While Fire Emblem Warriors definitely feels like a step back from Hyrule Warriors in a lot of ways, by far the biggest downgrade comes to character variety. Fire Emblem Warriors has a much larger roster compared to Hyrule Warriors at launch, due to the nature of the game, However, despite a big part of the game being centered around the weapon triangle, roster balance has taken a huge hit. There are only 3 spear users in the game - all Pegasus Knights, and all with more or less the same moveset. While axe users are in a better position, the number of playable axe units pales in comparison to sword users all the same. Even among sword users, both protagonists share a moveset, and this inclusion of "clone characters" can be felt across a significant portion of the roster. This especially stings, since the roster in Hyrule Warriors was so interesting to begin with. Even among the unique movesets in Fire Emblem Warriors, nothing comes close to the interesting playstyles many of Hyrule's fighters brought to the table.

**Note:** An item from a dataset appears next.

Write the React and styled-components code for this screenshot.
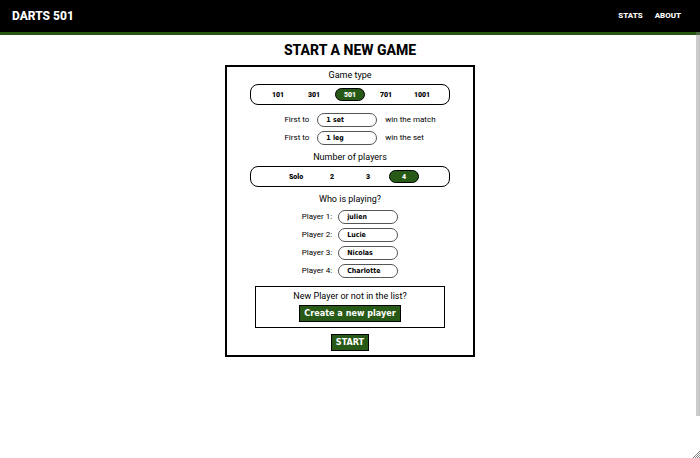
import React, { useState } from "react";
import styled, { createGlobalStyle } from "styled-components";

const GlobalStyle = createGlobalStyle`
  * { box-sizing: border-box; }
  body {
    margin: 0;
    background: #fff;
    color: #000;
    font-family: Roboto, sans-serif;
  }
`;

const green = "#275a16";

const Header = styled.header`
  display: flex;
  align-items: center;
  justify-content: space-between;
  height: 35px;
  padding: 0 19px 0 12px;
  background: #000;
  border-bottom: 3px solid #255713;
`;

const Brand = styled.a`
  color: #fff;
  font-size: 12px;
  font-weight: 800;
  line-height: 16px;
  text-decoration: none;
`;

const Nav = styled.nav`
  display: flex;
  gap: 12px;
`;

const NavLink = styled.a`
  color: #fff;
  font-size: 8px;
  font-weight: 800;
  line-height: 12px;
  text-decoration: none;
`;

const Main = styled.main`
  display: flex;
  flex-direction: column;
  align-items: center;
  padding: 6px 8px;
`;

const Title = styled.h1`
  margin: 0 0 6px;
  font-size: 14px;
  font-weight: 800;
  line-height: 18px;
`;

const Card = styled.form`
  display: flex;
  flex-direction: column;
  align-items: center;
  width: 100%;
  max-width: 250px;
  padding: 1px 20px 4px;
  border: 2px solid #000;
`;

const Group = styled.fieldset`
  display: flex;
  flex-direction: column;
  align-items: center;
  width: 100%;
  min-width: 0;
  margin: 0;
  padding: 0 3px;
  border: 0;
`;

const Legend = styled.legend`
  padding: 0;
  margin: 0 auto;
  font-size: 9px;
  line-height: 14px;
`;

const Options = styled.div`
  display: flex;
  justify-content: center;
  align-items: center;
  gap: 6px;
  width: 100%;
  height: 21px;
  margin: 2px 0 5px;
  border: 1px solid #000;
  border-radius: 8px;
`;

const Pill = styled.label`
  display: flex;
  align-items: center;
  justify-content: center;
  width: 30px;
  height: 13px;
  border: 1px solid transparent;
  border-radius: 7px;
  font-size: 7px;
  font-weight: 900;
  cursor: pointer;

  &:has(input:checked) {
    background: ${green};
    border-color: #000;
    color: #fff;
  }
`;

const Radio = styled.input`
  appearance: none;
  width: 0;
  height: 0;
  margin: 0;
`;

const Rules = styled.div`
  display: grid;
  grid-template-columns: auto 60px auto;
  align-items: center;
  gap: 4px 8px;
  margin: 3px 0 5px;
  padding-left: 20px;
  font-size: 8px;
  line-height: 14px;
`;

const Players = styled.div`
  display: grid;
  grid-template-columns: auto 60px;
  align-items: center;
  gap: 4px 6px;
  margin: 4px 0 8px;
  font-size: 8px;
  line-height: 14px;
`;

const Select = styled.select`
  appearance: none;
  width: 60px;
  height: 14px;
  margin: 0;
  padding: 0 8px;
  border: 1px solid #555;
  border-radius: 7px;
  background: #fff;
  color: #000;
  font: 700 7px/12px "DejaVu Sans Condensed", "Noto Sans", sans-serif;
`;

const NewPlayer = styled.section`
  display: flex;
  flex-direction: column;
  align-items: center;
  gap: 2px;
  width: 100%;
  max-width: 190px;
  margin-bottom: 6px;
  padding: 2px 4px 5px;
  border: 1px solid #000;
`;

const Hint = styled.p`
  margin: 0;
  font-size: 9px;
  line-height: 14px;
`;

const Button = styled.button`
  height: 17px;
  margin: 0;
  padding: 0 4px;
  border: 1px solid #000;
  background: ${green};
  color: #fff;
  font: 700 9px/15px "DejaVu Sans Condensed", "Noto Sans", sans-serif;
  cursor: pointer;
`;

const ScrollThumb = styled.div`
  position: fixed;
  top: 32px;
  right: 0;
  width: 4px;
  height: 384px;
  border-right: 1px solid rgba(128, 128, 128, 0.1);
  background: rgba(128, 128, 128, 0.4);
`;

const Grip = styled.svg`
  position: fixed;
  right: 0;
  bottom: 0;
  width: 8px;
  height: 8px;
`;

function Choice({ legend, name, options, initial }) {
  const [value, setValue] = useState(initial);
  return (
    <Group>
      <Legend>{legend}</Legend>
      <Options>
        {options.map((option) => (
          <Pill key={option}>
            <Radio
              type="radio"
              name={name}
              value={option}
              checked={value === option}
              onChange={() => setValue(option)}
            />
            {option}
          </Pill>
        ))}
      </Options>
    </Group>
  );
}

const rules = [
  { id: "sets", values: ["1 set", "2 sets", "3 sets"], goal: "win the match" },
  { id: "legs", values: ["1 leg", "2 legs", "3 legs"], goal: "win the set" },
];

const players = ["julien", "Lucie", "Nicolas", "Charlotte"];

export default function App() {
  return (
    <>
      <GlobalStyle />
      <Header>
        <Brand href="#home">DARTS 501</Brand>
        <Nav>
          <NavLink href="#stats">STATS</NavLink>
          <NavLink href="#about">ABOUT</NavLink>
        </Nav>
      </Header>
      <Main>
        <Title>START A NEW GAME</Title>
        <Card onSubmit={(event) => event.preventDefault()}>
          <Choice
            legend="Game type"
            name="game"
            options={["101", "301", "501", "701", "1001"]}
            initial="501"
          />
          <Rules>
            {rules.map(({ id, values, goal }) => (
              <React.Fragment key={id}>
                <label htmlFor={id}>First to</label>
                <Select id={id}>
                  {values.map((value) => (
                    <option key={value}>{value}</option>
                  ))}
                </Select>
                <span>{goal}</span>
              </React.Fragment>
            ))}
          </Rules>
          <Choice
            legend="Number of players"
            name="count"
            options={["Solo", "2", "3", "4"]}
            initial="4"
          />
          <Group>
            <Legend>Who is playing?</Legend>
            <Players>
              {players.map((player, index) => (
                <React.Fragment key={player}>
                  <label htmlFor={`player-${index}`}>Player {index + 1}:</label>
                  <Select id={`player-${index}`} defaultValue={player}>
                    {players.map((name) => (
                      <option key={name}>{name}</option>
                    ))}
                  </Select>
                </React.Fragment>
              ))}
            </Players>
          </Group>
          <NewPlayer>
            <Hint>New Player or not in the list?</Hint>
            <Button type="button">Create a new player</Button>
          </NewPlayer>
          <Button type="submit">START</Button>
        </Card>
      </Main>
      <ScrollThumb />
      <Grip viewBox="0 0 8 8" aria-hidden="true">
        <path d="M1 8 8 1M3 8 8 3M5 8 8 5M7 8 8 7" stroke="#888" strokeWidth="1" />
      </Grip>
    </>
  );
}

Despite my grievances, I still think Fire Emblem Warriors is a great game. It's strategic, it's fast-paced, it's frantic and fun. Even if it doesn't quite reach the heights that Hyrule Warriors left on the Wii U and the 3DS, Fire Emblem Warriors is still a title that Switch owners would be remiss to lose out on.
Our Fire Emblem Warriors review was conducted on Nintendo Switch with a review copy provided by the publisher.
Fire Emblem Warriors feels just as fresh as Hyrule Warriors did in some ways, though it never quite reaches the same highs. That doesn't mean it's not a great game, as the title is still a great addition to any Switch owner's library.